The US Department of Energy has selected projects by Basin Electric Power Cooperative and Hydrogen Energy International LLC—a joint venture between BP and Rio Tinto (earlier post)—for up to $408 million in funding from the American Recovery and Reinvestment Act. The two projects selected—an existing power plant in North Dakota and a new facility in California—will incorporate advanced technologies to reduce carbon dioxide emissions.

The selection of the two projects is part of the third round of the Clean Coal Power Initiative (CCPI). The Department of Energy will provide up to $100 million to Basin Electric Power Cooperative and $308 million to Hydrogen Energy International LLC to support the innovative demonstrations.

The CCPI is a cost-shared collaboration between the federal government and private industry to increase investment in low-emission coal technology by demonstrating advanced coal-based, power generation technologies. The goal of CCPI is to accelerate the readiness of advanced coal technologies for commercial deployment.

The selected proposals will employ different technological concepts to achieve a goal of at least 90% CO2 capture efficiency.

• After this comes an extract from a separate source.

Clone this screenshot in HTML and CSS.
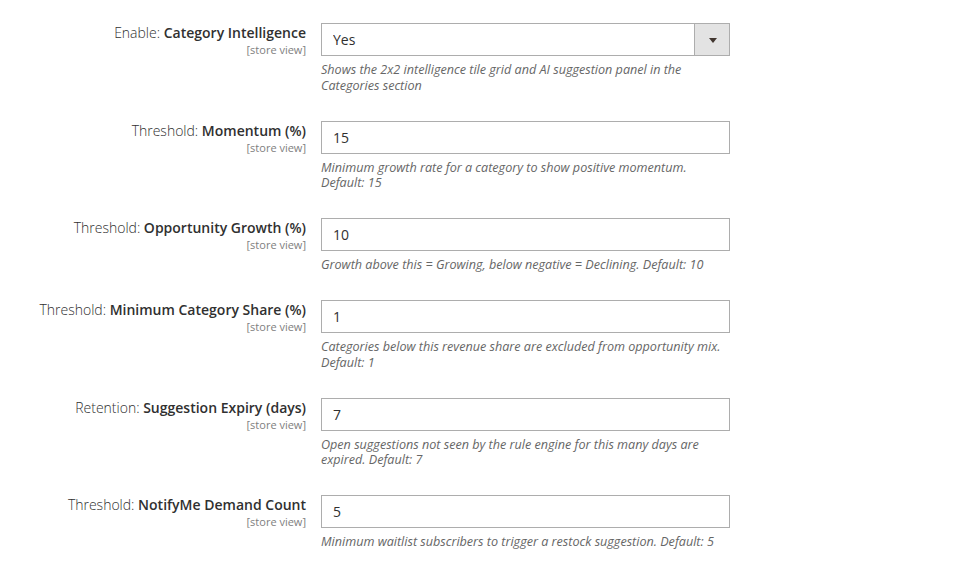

  • Hydrogen Energy California Project: Commercial Demonstration of Advanced IGCC with Full Carbon Capture. Hydrogen Energy International LLC will design, construct, and operate an integrated gasification combined cycle power plant that will take blends of coal and petroleum coke, combined with non-potable water, and convert them into hydrogen and CO2. The CO2 will be separated from the hydrogen using the methanol-based Rectisol process. The hydrogen gas will be used to fuel a power station, and the CO2 will be transported by pipeline to nearby oil reservoirs where it will be injected for storage and used for enhanced oil recovery. The project, which will be located in Kern County, California, will capture more than 2,000,000 tons per year of CO2.

  • Post Combustion CO2 Capture Project. Basin Electric Power Cooperative will partner with Powerspan and Burns & McDonnell to demonstrate the removal of CO2 from the flue gas of a lignite-based boiler by adding CO2 capture and sequestration (CCS) to Basin Electric’s existing Antelope Valley Station, located near Beulah, N.D. Powerspan’s ECO2 ammonia-based technology will be used to capture CO2 on a 120-megawatt electric-equivalent gas stream from the 450 megawatt Antelope Valley Station Unit 1. The net result will be 90% removal of CO2 from the treated flue gas, yielding 3,000 short tons per day (1,000,000 tons per year) of pipeline-quality CO2. The ammonia based SO2 scrubbing system will also produce a liquid stream of ammonium sulfate that will be processed into a fertilizer by-product.

Comments

Alain

I specifically love the pre-combustion CCS, because there you need to add water to the carbon-source. Since any wet, dirty waste contains more energy than pure water (because it also contains 'fuel'), this is very suitable to burn wet biomass, sludge, ... and sequester the CO2. Even while burning 70% coal, this may become a carbon-negative energy-source.
Imagine a few hundred of these powerplants burning (and sequestering) gigatons of biomass...

SJC

"..used for enhanced oil recovery."

Kern County is where California gets a lot of its oil. California supplies 40% of its own oil, so getting more out of those fields is important. Some wells are lucky to get 50% of the oil that they contain out of the ground. If we can store the carbon and extract more oil from those fields it could be a win win.

Engineer-Poet

The Kern County project is exactly the sort of syngergy between CO2 production and consumption which is necessary to get us through the tight spot coming.  We can't afford to waste resources doing just one thing at a time.